И с этой точки зрения, на первый план могут выйти совсем другие книги, например, вместо “Матери” — “На дне” или “Жизнь Клима Самгина”. Вместо “Разгрома” и “Петербурга” —“Хождение по мукам” (которое, несмотря на “сусальный” конец, дает очень интересную картину предреволюционного и революционного Петербурга).
Совершенно неожиданно одним из самых пробуждающих высокие чувства русских романов могут стать “Ночные дороги” Гайто Газданова, хотя и повествует эта книга “всего лишь” о жизни парижских проституток и клошаров — но зато как повествует! Выясняется, что аристократизм отнюдь не является классовым признаком, что простой парижский таксист, по национальности осетин, может быть намного тоньше и благороднее, чем профессор литературы с блестящим происхождением, который, гоняясь за славой любой ценой, кончил служением массовой культуре самого низкого пошиба.

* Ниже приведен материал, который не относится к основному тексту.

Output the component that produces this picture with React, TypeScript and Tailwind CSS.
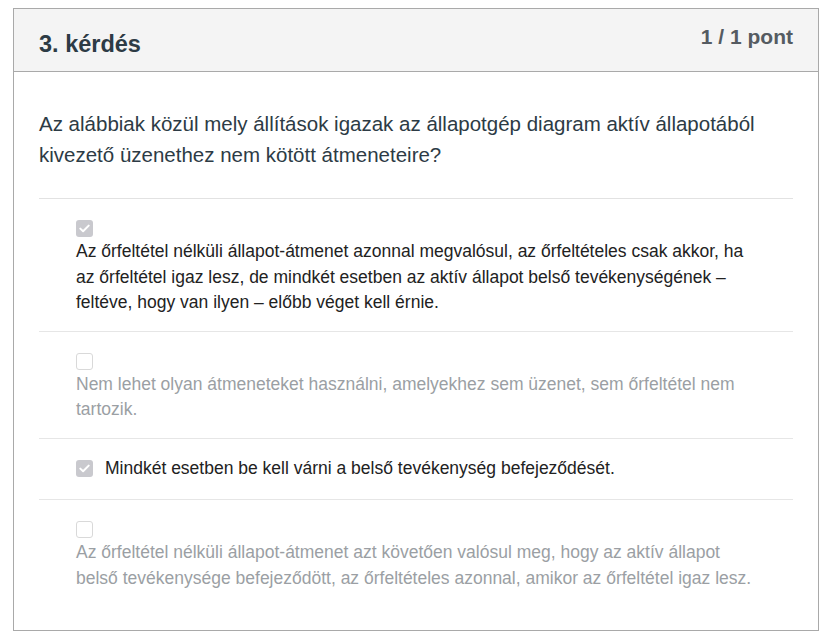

Русское литературоведение почти забыло об Александре Грине, а иностранец помнит его намного лучше, чем, к примеру, Зощенко. Так же он рекомендует каждому русскому писателю раз в пять лет перечитать “Школу для дураков” Саши Соколова, чей редчайший языковой талант вместе с лирической чистотой могли бы быть одним из примеров в поисках новых выразительных средств. Мерилом гениальности Булгакова и Платонова становится их уникальный стиль. Солженицын, который когда-то был интересен в познавательном и политическом смысле, отодвигается, заняв примерно позицию Герцена, скорее общественного деятеля, нежели писателя, а вместо него над всей русской литературой второй половины двадцатого века глыбой поднимается автор самого грандиозного романа этой эпохи, проницательный, со сверхпластическим языком Василий Гроссман, отсутствие “Жизни и судьбы” которого в списке Сухих трудно объяснить при любом принципе выбора.
Да, параллельный канон возможен, но, чтобы он стал действительностью, кто-то должен его сформулировать и мотивировать — не менее умно и с любовью, чем это сделал Игорь Сухих в своем основополагающем труде.